Um dia de Páscoa passado no comboio, a ver deslizar, na fascinação e na
melancolia de sempre, o microcosmo português. Morro com duas convicções
arreigadas: a de que não há terra mais bela do que a lusitana e outra tão
infeliz. Cheia de graças naturais, ao nível da compreensão nunca teve da
maioria dos filhos o desvelo devido. O camponês dignifica-a como pode,
instintivamente, de enxada e charrua na mão. Mas, acima dele, muito poucos
souberam merecê-la. Há sempre em todas as nossas manifestações para além da
cava e da redra qualquer coisa de falhado, de falso, de traído. As pontes não
estão no sítio, as leis são inadequadas, as fábricas insólitas.
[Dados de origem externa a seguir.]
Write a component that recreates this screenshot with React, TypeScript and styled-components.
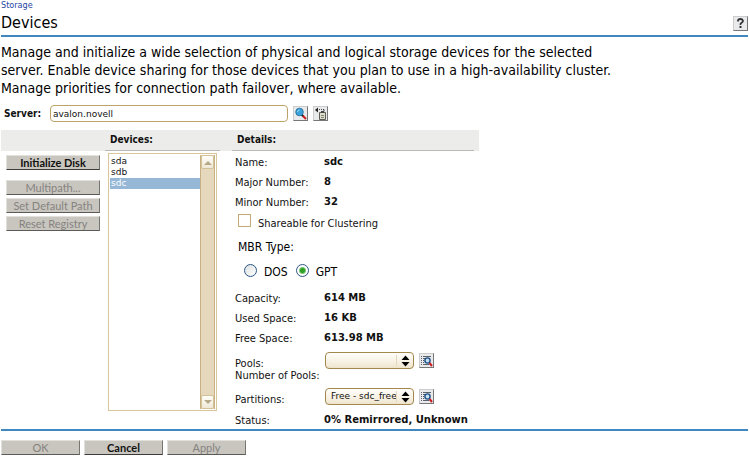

E, à luz deste
Domingo de ressurreição, cada monte, cada planície, cada cidade e cada aldeia
parecem reclamar uma aleluia nacional que desgraçadamente não se vislumbra em
nenhum horizonte, por muito que os vários messias do momento a garantam do alto
das tribunas demagógicas. Pelo contrário: quanto mais pregam, mais a pedra do
sepulcro pesa. A pedra do sepulcro da alma desta pátria que, paradoxalmente,
sucumbiu num corpo que continua a pulsar exuberante de vida.